Performance Improvements

Above is the bare bone of an autocompletion engine, which can be further improved:

  • Computational efficiency: Running BFS/DFS on vanilla tries may result in slow performance, especially given the vast query space for each prefix. We can optimize the trie data structure itself (e.g., Completion Trie, RMQ Trie, Score-Decomposed Trie, etc.) or the search algorithm (e.g., A* search).
  • Error-tolerance: Users may have misspellings in the prefix — spell-checking or fuzzy match is needed to ensure misspelled queries can have completions.
  • Multi-objective: In e-commerce search, after a user submits a query completion, we ultimately want them to convert on a product. A multi-objective model also optimizes for subsequent engagement (e.g., clicks, add to cart, conversions) following query submission. This was described in an Instacart post.

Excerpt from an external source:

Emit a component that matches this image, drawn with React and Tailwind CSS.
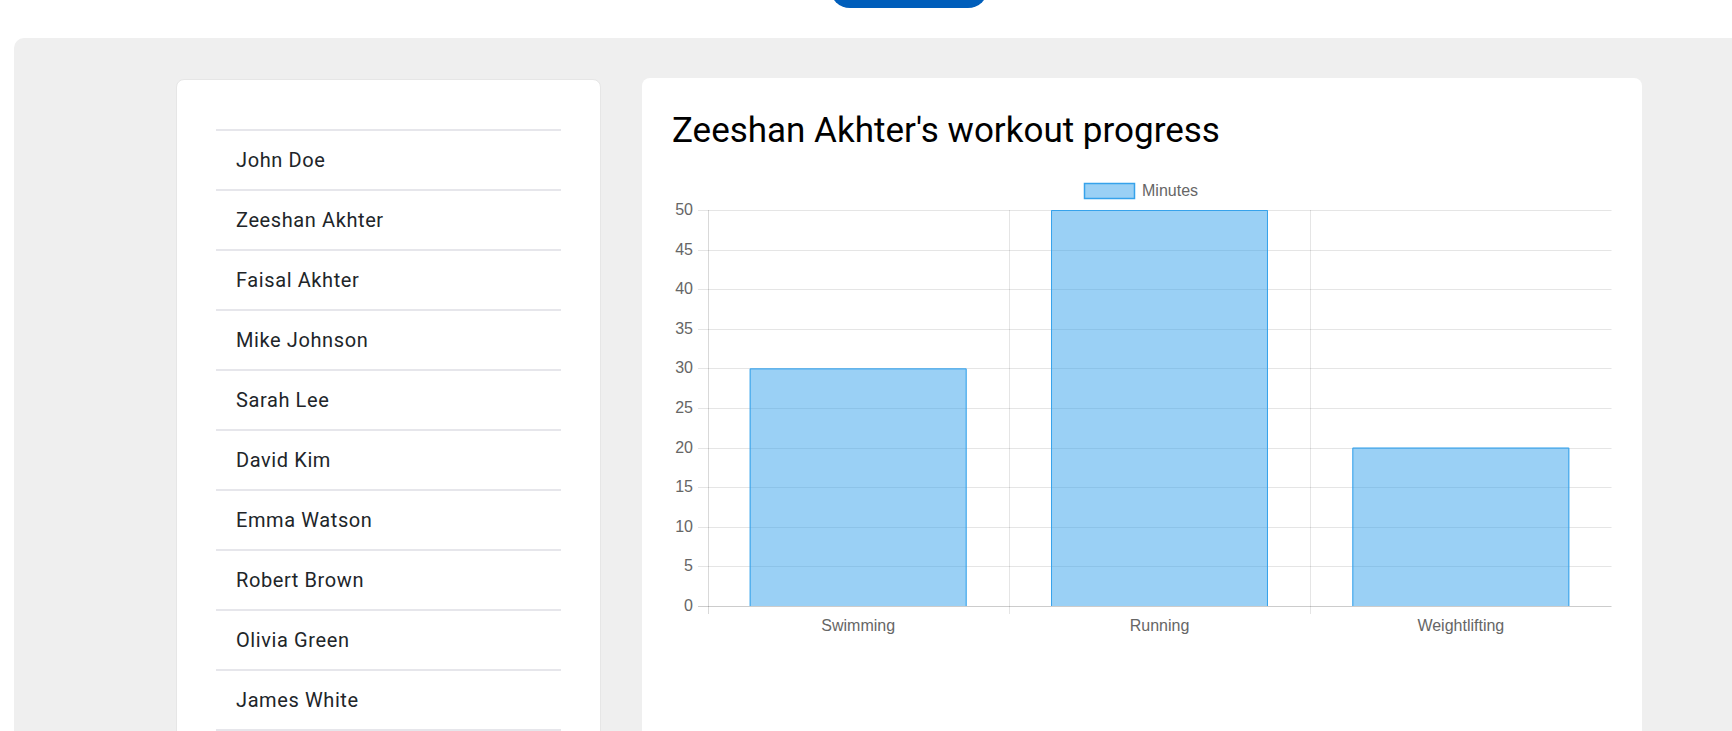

Presentation of Completions

Last but not least, autocompletion needs to be presented to users. The canonical way is to display completions as a vertical list below the search bar. If you’re highly confident about the top completion, you may put it directly in the search bar, a method called “ghosting” (Ramachandran & Murthy, 2019). The completed text is usually highlighted so that we can distinguish it from the user input.

Compared to document retrieval, search engines have even more limited real estate to show autocomplete suggestions and a stricter requirement on the position of the intended query (i.e., even if the intended query is included in the list, it only gets clicked ~13% of the time if ranked below top 2, Li et al., 2015). In other words, precision matters even more in autocompletion than in document retrieval.

Rather than simply organizing results by submission probability, sometimes it makes sense to organize them by intent (see the graph below) or the nature of the prefix (e.g., if a prefix is a geolocation, completions can be ordered by region).